Job lifecycle
Statuses
Section titled “Statuses”A run moves through a small set of statuses:
| Status | Meaning |
|---|---|
| Pending | Waiting for a worker to pick it up |
| Running | Currently executing on a worker |
| Suspended | A durable orchestrator is waiting for child work to finish |
| Succeeded | Finished successfully |
| Canceled | Stopped by a user, shutdown, or expiration |
| Failed | Failed after retries were exhausted |
Succeeded, Canceled, and Failed are terminal. Once a run reaches one of those statuses, Surefire will not execute that run again. If you want to run the same job again, start a rerun. A rerun creates a new run.
Suspended is used by durable orchestrators. It means the orchestrator is waiting for child runs or batches to finish. A suspended run is not picked up by workers and does not use a concurrency slot. When the work it is waiting on finishes, Surefire moves the orchestrator back to Pending so it can continue.
Attempt records the execution attempt that produced the current status. It starts at 1. It only changes when a failed attempt is scheduled to retry.
Durable orchestrator replays are tracked separately from retries. ReplayCount counts durable replays. FailureCount counts failed execution attempts.
Retries
Section titled “Retries”When an attempt fails and retries remain, the run goes back to Pending. Surefire sets NotBefore to the next backoff time, increments FailureCount, and advances Attempt for the next execution. A worker can pick it up again after the delay.
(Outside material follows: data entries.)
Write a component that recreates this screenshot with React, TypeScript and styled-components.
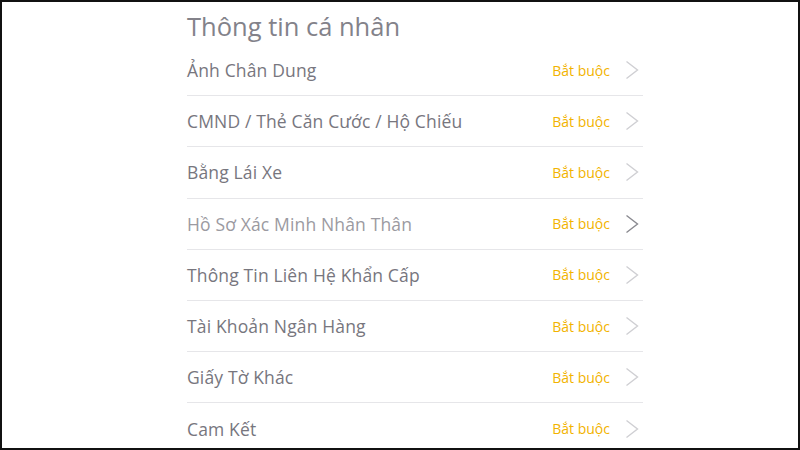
import React from "react";
import styled, { createGlobalStyle } from "styled-components";

const Global = createGlobalStyle`
  html, body { margin: 0; padding: 0; background: #000; }
  body { font-family: "Open Sans", "Noto Sans", sans-serif; }
`;

const Frame = styled.div`
  box-sizing: border-box;
  width: 800px;
  height: 450px;
  border: 2px solid #111;
  background: #fff;
  overflow: hidden;
  display: flex;
  justify-content: flex-start;
`;

const Panel = styled.div`
  width: 456px;
  margin-left: 185px;
  display: flex;
  flex-direction: column;
`;

const Title = styled.h1`
  margin: 0;
  height: 43px;
  flex: none;
  display: flex;
  align-items: center;
  padding-top: 5px;
  box-sizing: border-box;
  font-size: 25.5px;
  font-weight: 400;
  color: #83828a;
  letter-spacing: 0;
`;

const Row = styled.div<{ $last?: boolean }>`
  height: 51.2px;
  flex: none;
  box-sizing: border-box;
  display: flex;
  align-items: center;
  border-bottom: ${(p) => (p.$last ? "none" : "1px solid #e6e6e9")};
`;

const Label = styled.span<{ $muted?: boolean }>`
  flex: 1;
  font-size: 17.5px;
  letter-spacing: 0.15px;
  color: ${(p) => (p.$muted ? "#9b9aa1" : "#77767e")};
`;

const Badge = styled.span`
  font-size: 14px;
  color: #f2b300;
  margin-right: 15px;
`;

const Chevron = styled.svg`
  width: 14px;
  height: 20px;
  margin-right: 4px;
  flex: none;
`;

const items = [
  "Ảnh Chân Dung",
  "CMND / Thẻ Căn Cước / Hộ Chiếu",
  "Bằng Lái Xe",
  "Hồ Sơ Xác Minh Nhân Thân",
  "Thông Tin Liên Hệ Khẩn Cấp",
  "Tài Khoản Ngân Hàng",
  "Giấy Tờ Khác",
  "Cam Kết",
];

export default function App() {
  return (
    <>
      <Global />
      <Frame>
        <Panel>
          <Title>Thông tin cá nhân</Title>
          {items.map((t, i) => (
            <Row key={t} $last={i === items.length - 1}>
              <Label $muted={i === 3}>{t}</Label>
              <Badge>Bắt buộc</Badge>
              <Chevron viewBox="0 0 14 20">
                <path
                  d="M1.5 1.5 L12.5 10 L1.5 18.5"
                  fill="none"
                  stroke={i === 3 ? "#8a8a90" : "#cfcfd3"}
                  strokeWidth="1.4"
                />
              </Chevron>
            </Row>
          ))}
        </Panel>
      </Frame>
    </>
  );
}
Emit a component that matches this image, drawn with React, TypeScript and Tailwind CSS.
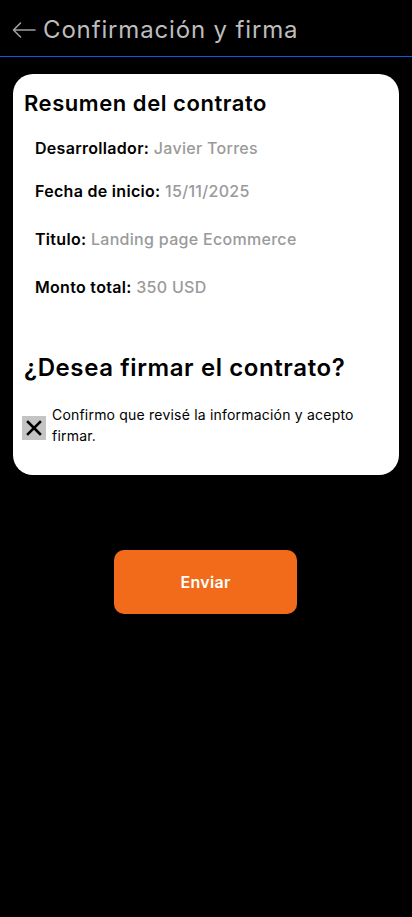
import React from "react";

export default function App() {
  return (
    <div
      className="w-[412px] h-[917px] bg-black flex flex-col"
      style={{ fontFamily: "Inter, 'Open Sans', sans-serif" }}
    >
      <header className="h-[57px] flex items-center pl-[12px] pt-[4px] border-b border-[#0a5ce8]">
        <svg width="24" height="16" viewBox="0 0 24 16" fill="none" stroke="#a0a0a0" strokeWidth="1.6" strokeLinecap="round" strokeLinejoin="round">
          <path d="M23 8H1.5M8.5 1L1.5 8l7 7" />
        </svg>
        <span className="ml-[7px] text-[24px] text-[#bdbdbd] tracking-[0.85px]">Confirmación y firma</span>
      </header>

      <div className="mx-[13px] mt-[17px] bg-white rounded-[20px] h-[401px] pl-[11px] pr-[10px] pt-[14px]">
        <h1 className="text-[22px] font-semibold text-black leading-[30px] tracking-[0.55px]">Resumen del contrato</h1>
        <div className="pl-[11px] mt-[20px] flex flex-col text-[16px] font-medium tracking-[0.3px]">
          <p className="h-[20px] leading-[20px]"><span className="text-black font-semibold">Desarrollador:</span> <span className="text-[#9a9a9a]">Javier Torres</span></p>
          <p className="mt-[23px] h-[20px] leading-[20px]"><span className="text-black font-semibold">Fecha de inicio:</span> <span className="text-[#9a9a9a]">15/11/2025</span></p>
          <p className="mt-[28px] h-[20px] leading-[20px]"><span className="text-black font-semibold">Titulo:</span> <span className="text-[#9a9a9a]">Landing page Ecommerce</span></p>
          <p className="mt-[28px] h-[20px] leading-[20px]"><span className="text-black font-semibold">Monto total:</span> <span className="text-[#9a9a9a]">350 USD</span></p>
        </div>
        <h2 className="mt-[56px] text-[24px] font-semibold text-black leading-[30px] tracking-[0.6px]">¿Desea firmar el contrato?</h2>
        <div className="mt-[21px] flex items-start">
          <div className="mt-[12px] w-[24px] h-[24px] bg-[#c4c4c4] flex items-center justify-center shrink-0 -ml-[2px]">
            <svg width="16" height="16" viewBox="0 0 16 16" stroke="#000" strokeWidth="2.6" strokeLinecap="square">
              <path d="M2 2l12 12M14 2L2 14" />
            </svg>
          </div>
          <p className="ml-[6px] text-[14px] leading-[21px] text-black tracking-[0.2px]">Confirmo que revisé la información y acepto firmar.</p>
        </div>
      </div>

      <div className="flex justify-center mt-[75px] pr-[1px]">
        <button className="w-[183px] h-[64px] rounded-[10px] bg-[#f26b1a] text-white text-[16px] font-semibold tracking-[0.3px]">
          Enviar
        </button>
      </div>
    </div>
  );
}
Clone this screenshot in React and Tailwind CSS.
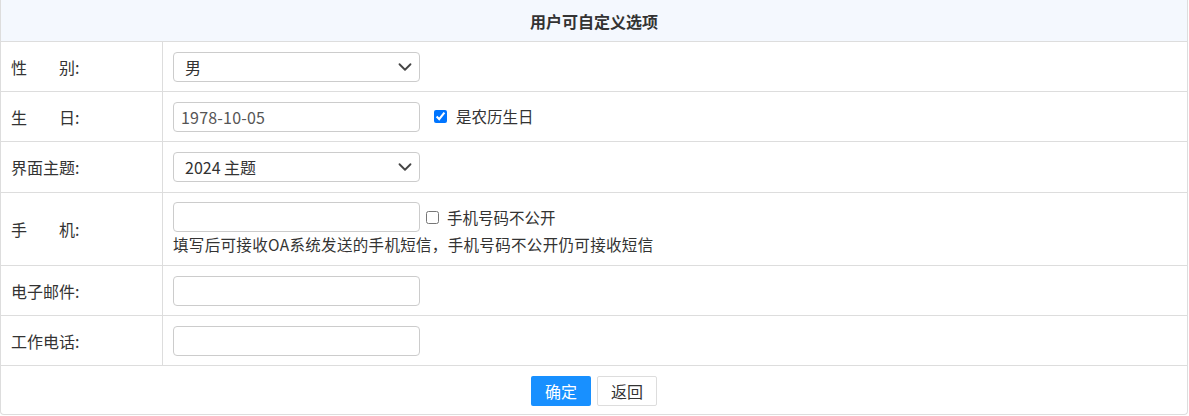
import { ChevronDown } from 'lucide-react';

const font = { fontFamily: '"Noto Sans CJK SC", "Noto Sans", sans-serif' };

function Select({ value }) {
  return (
    <div className="flex h-[30px] w-[247px] items-center justify-between rounded border border-[#ccc] bg-white pl-[11px] pr-[3px] text-[16px] text-[#333]">
      <span>{value}</span>
      <ChevronDown size={22} strokeWidth={2} className="text-[#444]" />
    </div>
  );
}

function Input({ value }) {
  return (
    <div className="flex h-[30px] w-[247px] items-center rounded border border-[#ccc] bg-white px-[7px] text-[16px] tracking-[0.2px] text-[#555]">
      {value}
    </div>
  );
}

function Row({ label, children, h = 'h-[50px]' }) {
  return (
    <div className={`flex border-b border-[#ddd] ${h}`}>
      <div className="flex w-[162px] shrink-0 items-center border-r border-[#ddd] pl-[10px] text-[16px] text-[#333]">
        {label}
      </div>
      <div className="flex flex-1 items-center pl-[10px]">{children}</div>
    </div>
  );
}

export default function App() {
  return (
    <div className="bg-white" style={font}>
      <div className="mr-[1px] h-[415px] overflow-hidden rounded-b border-x border-b border-[#ddd]">
        <div className="flex h-[42px] items-center justify-center border-b border-[#ddd] bg-[#f4f8fe] text-[16px] font-bold text-[#333]">
          用户可自定义选项
        </div>
        <Row label="性　　别:">
          <Select value="男" />
        </Row>
        <Row label="生　　日:">
          <Input value="1978-10-05" />
          <label className="ml-[14px] flex items-center gap-[9px] text-[15.5px] text-[#333]">
            <input type="checkbox" defaultChecked className="h-[13px] w-[13px] accent-[#0075ff]" />
            是农历生日
          </label>
        </Row>
        <Row label="界面主题:" h="h-[51px]">
          <Select value="2024 主题" />
        </Row>
        <Row label="手　　机:" h="h-[73px]">
          <div className="flex flex-col gap-[1px] pt-[1px]">
            <div className="flex items-center">
              <Input value="" />
              <label className="ml-[6px] flex items-center gap-[8px] text-[15.5px] text-[#333]">
                <input type="checkbox" className="h-[13px] w-[13px]" />
                手机号码不公开
              </label>
            </div>
            <div className="text-[15.5px] tracking-[0.33px] text-[#333]">
              填写后可接收OA系统发送的手机短信，手机号码不公开仍可接收短信
            </div>
          </div>
        </Row>
        <Row label="电子邮件:">
          <Input value="" />
        </Row>
        <Row label="工作电话:">
          <Input value="" />
        </Row>
        <div className="flex h-[49px] items-center justify-center gap-[6px]">
          <button className="h-[30px] w-[60px] rounded-[2px] bg-[#1890ff] text-[16px] text-white">确定</button>
          <button className="h-[30px] w-[60px] rounded-[2px] border border-[#ddd] bg-white text-[16px] text-[#333]">返回</button>
        </div>
      </div>
    </div>
  );
}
When retries are exhausted, the run moves from Running to Failed. FailureCount is incremented, but Attempt is not advanced because there will not be another automatic attempt.
Configure retries per job:
app.AddJob("Flaky", async () => { /* ... */ }) .WithRetry(policy => { policy.MaxRetries = 5; policy.BackoffType = BackoffType.Exponential; policy.InitialDelay = TimeSpan.FromSeconds(2); policy.MaxDelay = TimeSpan.FromMinutes(5); policy.Jitter = true; // adds randomness to prevent thundering herd });By default, retries use a fixed 5 second backoff with jitter enabled.
Reruns
Section titled “Reruns”Retries are automatic and continue the same run. Reruns are started by a user from the dashboard or with IJobClient.RerunAsync.
A rerun creates a new run with the same job name, arguments, and input events. The new run’s RerunOfRunId points back to the original run so the dashboard can show the relationship.